We have also included a lot this year for example audience activities where we want audiences to be part of the festival not to come and just be entertained. We have sessions where audiences will come and take photos with the artists in a frame and then they tell a story of how they interpret that frame which is a way to create conversation and dialogue in a way that we don’t only tell people what they should hear but they can also tell us what they think in general.
We do also have a lot of conferences and symposiums on photography, animation, art, media.
Legendary reggae artist Madoxx Ssematimba (middle) , will be the key artist at the #Bayimba2015. (Photo: Bayimba)

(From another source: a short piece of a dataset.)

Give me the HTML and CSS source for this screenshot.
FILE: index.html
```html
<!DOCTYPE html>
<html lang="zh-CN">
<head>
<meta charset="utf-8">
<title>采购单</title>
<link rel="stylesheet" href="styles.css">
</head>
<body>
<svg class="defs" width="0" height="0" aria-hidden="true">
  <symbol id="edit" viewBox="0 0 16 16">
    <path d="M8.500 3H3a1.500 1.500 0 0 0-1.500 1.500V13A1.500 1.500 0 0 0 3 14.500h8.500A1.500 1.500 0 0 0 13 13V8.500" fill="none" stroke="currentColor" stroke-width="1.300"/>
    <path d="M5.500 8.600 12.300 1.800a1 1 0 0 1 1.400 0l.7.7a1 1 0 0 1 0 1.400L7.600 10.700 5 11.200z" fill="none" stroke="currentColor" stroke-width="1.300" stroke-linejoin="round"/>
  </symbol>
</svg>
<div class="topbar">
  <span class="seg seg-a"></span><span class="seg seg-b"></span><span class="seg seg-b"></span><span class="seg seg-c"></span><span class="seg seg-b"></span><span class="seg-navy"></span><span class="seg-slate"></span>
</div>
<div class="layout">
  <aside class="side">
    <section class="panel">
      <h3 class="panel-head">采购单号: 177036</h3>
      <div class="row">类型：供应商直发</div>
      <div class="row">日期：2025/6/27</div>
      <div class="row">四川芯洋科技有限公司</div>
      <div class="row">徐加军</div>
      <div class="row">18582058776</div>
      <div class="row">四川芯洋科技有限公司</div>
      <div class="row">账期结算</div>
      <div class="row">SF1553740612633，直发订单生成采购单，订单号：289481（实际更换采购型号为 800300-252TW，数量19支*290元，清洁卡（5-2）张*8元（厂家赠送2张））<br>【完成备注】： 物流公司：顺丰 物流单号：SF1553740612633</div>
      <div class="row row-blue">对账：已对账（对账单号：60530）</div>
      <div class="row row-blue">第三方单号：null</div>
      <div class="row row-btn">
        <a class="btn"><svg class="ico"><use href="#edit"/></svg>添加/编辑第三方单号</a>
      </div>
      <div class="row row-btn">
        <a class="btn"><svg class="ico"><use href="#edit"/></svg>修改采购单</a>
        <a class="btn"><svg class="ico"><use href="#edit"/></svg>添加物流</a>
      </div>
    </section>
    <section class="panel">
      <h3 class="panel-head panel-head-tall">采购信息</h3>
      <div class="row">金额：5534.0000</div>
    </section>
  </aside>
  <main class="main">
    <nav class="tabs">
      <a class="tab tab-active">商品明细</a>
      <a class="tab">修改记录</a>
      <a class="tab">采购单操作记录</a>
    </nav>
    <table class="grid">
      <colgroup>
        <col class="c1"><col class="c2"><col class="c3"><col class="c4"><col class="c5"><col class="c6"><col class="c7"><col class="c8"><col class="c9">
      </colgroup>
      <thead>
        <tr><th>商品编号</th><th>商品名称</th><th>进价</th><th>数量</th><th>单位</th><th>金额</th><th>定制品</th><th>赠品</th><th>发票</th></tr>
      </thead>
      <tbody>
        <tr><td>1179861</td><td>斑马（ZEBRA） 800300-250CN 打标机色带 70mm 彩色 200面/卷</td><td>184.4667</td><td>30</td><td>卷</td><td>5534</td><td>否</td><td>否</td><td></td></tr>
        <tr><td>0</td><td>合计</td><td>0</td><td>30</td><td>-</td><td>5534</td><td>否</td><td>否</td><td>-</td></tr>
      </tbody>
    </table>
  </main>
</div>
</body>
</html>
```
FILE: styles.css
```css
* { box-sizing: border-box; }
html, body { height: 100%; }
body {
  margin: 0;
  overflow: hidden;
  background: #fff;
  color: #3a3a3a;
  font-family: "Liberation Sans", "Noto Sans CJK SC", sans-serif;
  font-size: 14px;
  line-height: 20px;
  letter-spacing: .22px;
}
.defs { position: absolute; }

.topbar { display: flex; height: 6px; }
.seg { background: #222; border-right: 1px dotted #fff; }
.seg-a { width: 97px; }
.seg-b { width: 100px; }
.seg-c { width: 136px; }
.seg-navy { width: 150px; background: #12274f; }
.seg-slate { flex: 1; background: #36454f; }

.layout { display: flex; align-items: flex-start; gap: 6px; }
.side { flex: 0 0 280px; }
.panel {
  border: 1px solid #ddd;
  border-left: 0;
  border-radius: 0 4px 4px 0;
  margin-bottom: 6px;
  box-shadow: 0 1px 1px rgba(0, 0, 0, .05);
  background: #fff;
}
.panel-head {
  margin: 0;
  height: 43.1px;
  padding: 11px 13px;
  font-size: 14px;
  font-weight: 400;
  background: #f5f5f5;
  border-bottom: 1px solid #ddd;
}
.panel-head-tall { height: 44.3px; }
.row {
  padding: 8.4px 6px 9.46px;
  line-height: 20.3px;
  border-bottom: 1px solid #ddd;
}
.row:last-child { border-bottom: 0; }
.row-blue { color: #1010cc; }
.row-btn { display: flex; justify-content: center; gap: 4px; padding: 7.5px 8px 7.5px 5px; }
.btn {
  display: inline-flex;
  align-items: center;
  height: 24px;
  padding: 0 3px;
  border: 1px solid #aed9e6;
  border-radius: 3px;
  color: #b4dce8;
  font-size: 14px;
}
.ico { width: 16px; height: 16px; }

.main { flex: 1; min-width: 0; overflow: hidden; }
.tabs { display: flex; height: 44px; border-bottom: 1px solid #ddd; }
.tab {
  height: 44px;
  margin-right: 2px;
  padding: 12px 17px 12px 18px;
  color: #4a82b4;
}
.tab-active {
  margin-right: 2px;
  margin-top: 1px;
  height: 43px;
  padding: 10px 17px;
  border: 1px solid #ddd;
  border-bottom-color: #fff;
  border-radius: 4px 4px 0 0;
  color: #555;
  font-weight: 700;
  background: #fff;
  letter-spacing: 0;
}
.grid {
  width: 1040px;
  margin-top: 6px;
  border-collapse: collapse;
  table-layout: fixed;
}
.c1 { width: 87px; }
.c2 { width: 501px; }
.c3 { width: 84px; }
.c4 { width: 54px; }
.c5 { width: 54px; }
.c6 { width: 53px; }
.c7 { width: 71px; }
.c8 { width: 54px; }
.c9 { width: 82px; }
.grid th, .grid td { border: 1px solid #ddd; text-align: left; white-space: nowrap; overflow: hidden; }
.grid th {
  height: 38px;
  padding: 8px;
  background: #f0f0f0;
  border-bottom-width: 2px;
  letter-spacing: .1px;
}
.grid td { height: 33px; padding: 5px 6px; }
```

How did the Bayimba festival start?
When it started, it was just a thought that evolved. We were interested in exploring new art forms, new media, engagements and collaborations which is why most of our productions, 60% of the program is commissioned works whether it is on the main stage, auditorium, around the space because we don’t want people to see things they see every day and we try to push the artists to think beyond what they can present yesterday or today but to think for the future and that also gives a better understanding of the audience to start questioning themselves what is the future, past and present. This kind of ideology around the art, the space, and the artist is the question we want people to start asking themselves.

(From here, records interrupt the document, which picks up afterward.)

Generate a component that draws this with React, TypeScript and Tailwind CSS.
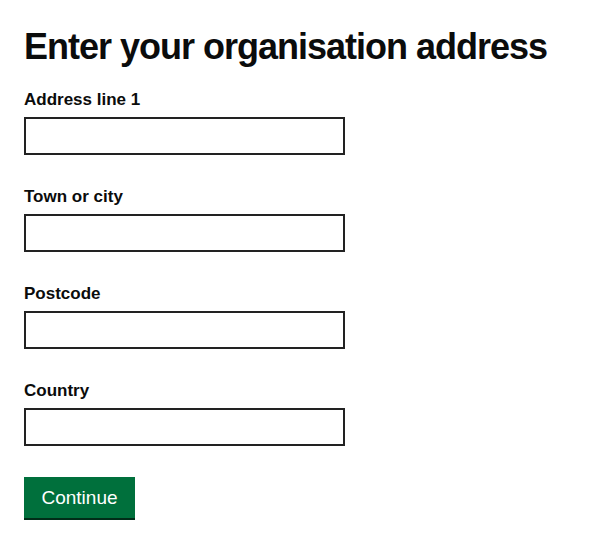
import React from 'react';

const fields = ['Address line 1', 'Town or city', 'Postcode', 'Country'];

export default function App() {
  return (
    <div className="min-h-screen bg-white pl-[24px] pt-[27px] text-[#0b0c0c] font-['Liberation_Sans',Arial,sans-serif]">
      {/* Heading */}
      <h1 className="text-[36px] leading-[40px] font-bold tracking-[-1px] mb-[21px]">
        Enter your organisation address
      </h1>

      {/* Address fields */}
      {fields.map((label, i) => (
        <div key={label} className="mb-[30px]">
          <label htmlFor={`field-${i}`} className="block text-[17px] leading-[24px] font-bold mb-[5px]">
            {label}
          </label>
          <input
            id={`field-${i}`}
            type="text"
            className="block w-[321px] h-[38px] border-2 border-[#222222] bg-white px-2 outline-none"
          />
        </div>
      ))}

      {/* Submit */}
      <button className="mt-[1px] h-[41px] w-[111px] bg-[#00703c] text-white text-[19px] leading-none shadow-[0_2px_0_#002d18]">
        Continue
      </button>
    </div>
  );
}
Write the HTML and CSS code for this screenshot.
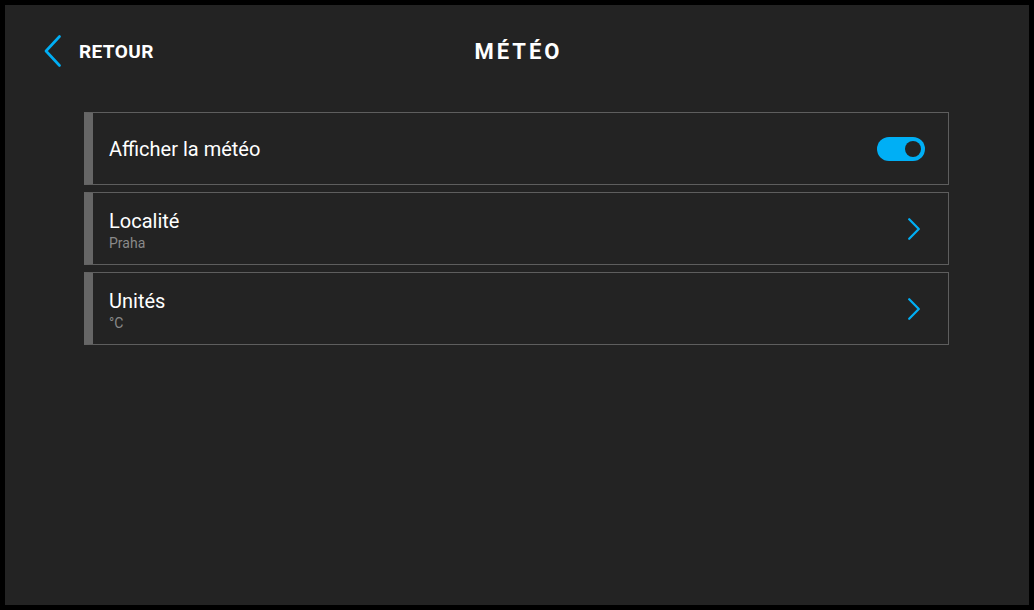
FILE: index.html
```html
<!DOCTYPE html>
<html lang="fr">
<head>
<meta charset="utf-8">
<title>Météo</title>
<link rel="stylesheet" href="styles.css">
</head>
<body>
<div class="frame">
  <header class="header">
    <div class="back">
      <svg class="back-icon" width="17" height="32" viewBox="0 0 17 32"><path d="M15.5 1.5 L2 16 L15.5 30.5" fill="none" stroke="#00aff5" stroke-width="2.6" stroke-linecap="round" stroke-linejoin="round"/></svg>
      <span class="back-label">RETOUR</span>
    </div>
    <h1 class="title">MÉTÉO</h1>
    <div class="spacer"></div>
  </header>
  <main class="list">
    <div class="row">
      <div class="texts single"><div class="row-title">Afficher la météo</div></div>
      <div class="toggle"><span class="knob"></span></div>
    </div>
    <div class="row">
      <div class="texts"><div class="row-title">Localité</div><div class="row-sub">Praha</div></div>
      <svg class="chev" width="12" height="22" viewBox="0 0 12 22"><path d="M1.2 1.2 L10.8 11 L1.2 20.8" fill="none" stroke="#00aff5" stroke-width="2.2" stroke-linecap="round" stroke-linejoin="round"/></svg>
    </div>
    <div class="row">
      <div class="texts"><div class="row-title">Unités</div><div class="row-sub">°C</div></div>
      <svg class="chev" width="12" height="22" viewBox="0 0 12 22"><path d="M1.2 1.2 L10.8 11 L1.2 20.8" fill="none" stroke="#00aff5" stroke-width="2.2" stroke-linecap="round" stroke-linejoin="round"/></svg>
    </div>
  </main>
</div>
</body>
</html>
```
FILE: styles.css
```css
* { box-sizing: border-box; }
html, body { margin: 0; padding: 0; background: #000; }
body { font-family: Roboto, "Liberation Sans", sans-serif; color: #fff; }
.frame {
  width: 1034px;
  height: 610px;
  border: 5px solid #000;
  background: #232323;
}
.header {
  height: 92px;
  display: grid;
  grid-template-columns: 1fr auto 1fr;
  align-items: center;
}
.back {
  display: flex;
  align-items: center;
  gap: 18px;
  padding-left: 39px;
}
.back-icon { display: block; }
.back-label {
  font-size: 19px;
  font-weight: 700;
  line-height: 24px;
  letter-spacing: 0.4px;
  margin-top: 2px;
}
.title {
  margin: 2px -3px 0 0;
  font-size: 22px;
  font-weight: 700;
  letter-spacing: 3px;
  line-height: 26px;
}
.list {
  width: 865px;
  margin: 15px 0 0 79px;
  display: flex;
  flex-direction: column;
  gap: 7px;
}
.row {
  height: 73px;
  border: 1px solid #5e5e5e;
  border-left: 9px solid #666;
  display: flex;
  align-items: center;
  justify-content: space-between;
  padding: 0 23px 0 16px;
}
.texts { display: flex; flex-direction: column; padding-top: 3px; }
.texts.single { padding-top: 0; }
.row-title { font-size: 20px; line-height: 24px; }
.row-sub { font-size: 14px; line-height: 16px; color: #8a8a8a; margin-top: 2px; }
.toggle {
  width: 48px;
  height: 24px;
  border-radius: 12px;
  background: #00aff5;
  display: flex;
  align-items: center;
  justify-content: flex-end;
  padding-right: 4px;
}
.knob { width: 16px; height: 16px; border-radius: 50%; background: #232323; }
.chev { display: block; margin-right: 5px; }
```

We want artists to enjoy, we don’t want to be bothered by troubles of thinking beyond what they can imagine and at the same time, there are those who take time to look at things from a critical point of view and question themselves so the idea of the program now, is to see how we create this dialogue amongst the artist and the audience plus the art itself because when you present new art forms, you are trying to create awareness.
What challenges have you faced in your 8 year Journey?
It was a challenging and humble beginning in a way that it gave us everything in one bit because the first festival was bad in terms of attendance. This gave us an understanding that the kind of art we presented in the first event was not familiar to the people. They didn’t understand what a festival is, what contemporary dance is, street theater, and these things we needed time to educate the audience and the artists as well what is street theater. We had I think in 2010 we organized a street theater workshop for one month and most of the artists who were there they thought they knew street theater but they realized it was a whole different ball game and even in fashion, we introduced street fashion and we started with Kaz Wear (Ras Kasozi) who was also not sure but now he is showcasing at New York Fashion Week, London Fashion Week and it all started in this case.
So this is the way how do we trigger thoughts, creativity, how do we stimulate young people to think beyond what they can do, and over time, they start understanding that these things are possible and can do them on their own.
The Bayimba Foundation vision talks about recognizing the value of culture and arts in the development of a country, how you rate the contribution of the above on Uganda today?
I think it is a very traditional thought when we talk about art and culture in society. It is what we do every day and it is what runs community and everyday life at whatever level so the idea of this thought of being a community good, the question now is how do we transform it into sustainable economic development for those that are practicing it not and not those living in it only. For me, that’s where the difference is.
So the difference is how do we help those practicing arts and culture that contributes to socio-economic development to be able to sustain themselves and for us as an organization we take this very seriously because we know platforms like the festival are one way of showcasing art.
You can imagine how much transaction goes on during this week. You are paying 600 artists, security, sound engineers, logistics, hotels, venue all these things. So, that economic transaction is one way you can look at it.
The platform then offers an opportunity for the economy to inject money in it directly and then you are looking at the artists performing how they come to be on stage, they are trained, established, they have managers, people they are working with, etc so that also gives another sustainable employment and job creation which also includes theater people.
The theater is the most expensive platform to run. We are talking about writers, directors, actors, stage designers, lighting and sound engineers, sound managers you know. All these people are working for one team and that all employment is also there.
So when we are talking about contributing to development, we are not talking about cultures in the definition of it but culture in the broader perspective and we are going deeper into the numbers, the spin-offs, the multiplier effect. When we are looking at the money we spend and how many people come let’s say an exhibitor, they pay UGX 100, 000 to come in but sell items over UGX 3M, that is really income-generating and from that, how is that money used around them so it is that whole economy we are talking about.
Sad enough is that that whole process is not yet recognized within our economic circles and policies because the government has not deeply looked into it even though they are aware of it and have not supported it.
What we can do as a festival is to help build this foundation whereby artists understand that they do not only need to perform but also make money out of it commercially. They don’t need to be on stage with only CDs but with a band which is a whole lot of employment and by the time they begin asking about how they can contribute to the country, then that’s the next step.